Derrick was 14 years old when his mother’s boyfriend started abusing him physically and emotionally because Derrick didn’t “act like a man.” The taunting, name calling, and explosive homophobia escalated over months while Derrick’s mother did nothing to protect him. Derrick soon found himself living with his aunt, a religious woman who preached that homosexuality is a sin. After weeks of abuse Derrick fled to the streets. He told us he felt safer sleeping on the streets than he did in a home where he was beaten, emotionally abused, and rejected because of his identity.

We know Derrick’s story all too well, but one thing we never anticipated is how this same story would play out during the pandemic. While the world isolated at home, our kids were cast out into the streets—into a pandemic—because of who they are. For one brief moment, I held hope that every parent would see the value in an open heart and that our kids would be met with reconciliation and love. That hope evaporated just days into the pandemic as the young people kept coming; terrified and exhausted after being left to navigate a suddenly silent city of closed doors. Their parents dropped them headfirst into the chaos of Covid-19 with nothing but the message that they are not welcome to home, to safety, or to love.

It was our community—our chosen family—who reminded our youths that there are people in this world that care for them, despite what their parents told them. For us—and for them—the greatest gift of the holiday season is your unshakeable support.
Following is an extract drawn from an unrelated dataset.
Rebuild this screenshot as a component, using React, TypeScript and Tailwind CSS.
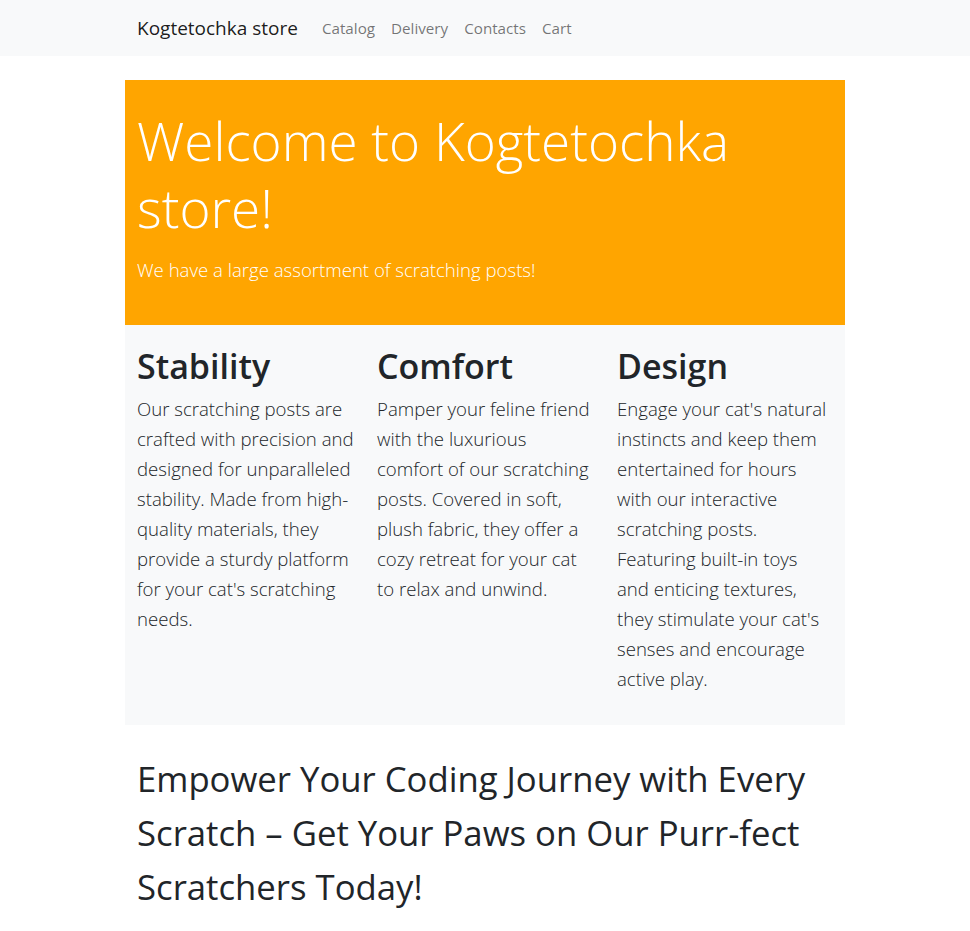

This week we launch our annual Homeless for the Holidays campaign—an initiative that gives a voice to the thousands of homeless LGBTQ+ youth on our streets. We share the unvarnished, raw reality of their stories to spotlight the urgency of their situations, the traumas of family rejection, and harms of street homelessness. These stories are jarring, but not without hope. Please follow along online on social media and help give a voice to those among us without one.
 
Thank you for helping to bring light, care, and love into the lives of our homeless youth and into the lives of my 250 coworkers who work day and night to keep AFC open. Because of you, our team is able to serve over 300,000 meals annually and provide a host of life-saving services to 2,000+ youths across 18 sites. As you celebrate the holidays, I also hope you find time to celebrate what you have helped to make possible for our homeless youths.

With gratitude,

Alexander Roque
President & Executive Director

Homeless For the Holidays

Derrick, 17


Derrick knew from a very young age that he was different. His brother’s would sometimes pick on him because of how he spoke or how he walked but Derrick says it didn’t really bother him. Things changed when Derrick’s mom’s boyfriend moved in with them. Within a matter of weeks, he was abusing Derrick, telling him to “man up.” If Derrick would cry, he would punch Derrick and tell him to stop crying like a girl. Derrick’s mother did nothing to protect him. After months of this, Derrick’s mother offered him the option to move in with his aunt. Derrick was heartbroken that his mother would ask him to move but was desperate to escape his home. He soon found his aunt’s desire to take him in was to “heal him.” She was a religious woman who preached that homosexuality is a sin. Derrick was subject to daily scripture readings, prayers, and the “casting of evil from his body” forced onto him by his aunt. Derrick ultimately ran away to the streets where he felt he could be himself and not be subject to abuse. On the streets, Derrick found other kids like him. He remembers his first holidays on the streets realizing that he has a family but his family chooses not to care for him because of his identity. Fortunately, Derrick wasn’t homeless too long before he was connected to AFC through our outreach team. Our outreach team works to provide support, on the streets, for homeless LGBTQ youth. We build trust over time and encourage youth to come in for services and housing. Derrick is doing well, healing from the abuse he experienced, and has plans to attend college after completing high school. He says he doesn’t feel angry at his mom, he’s just sad that she won’t care for him. He hopes one day he can reconnect with her. We’re here with Derrick supporting him, and affirming for him that there’s nothing wrong with who he is.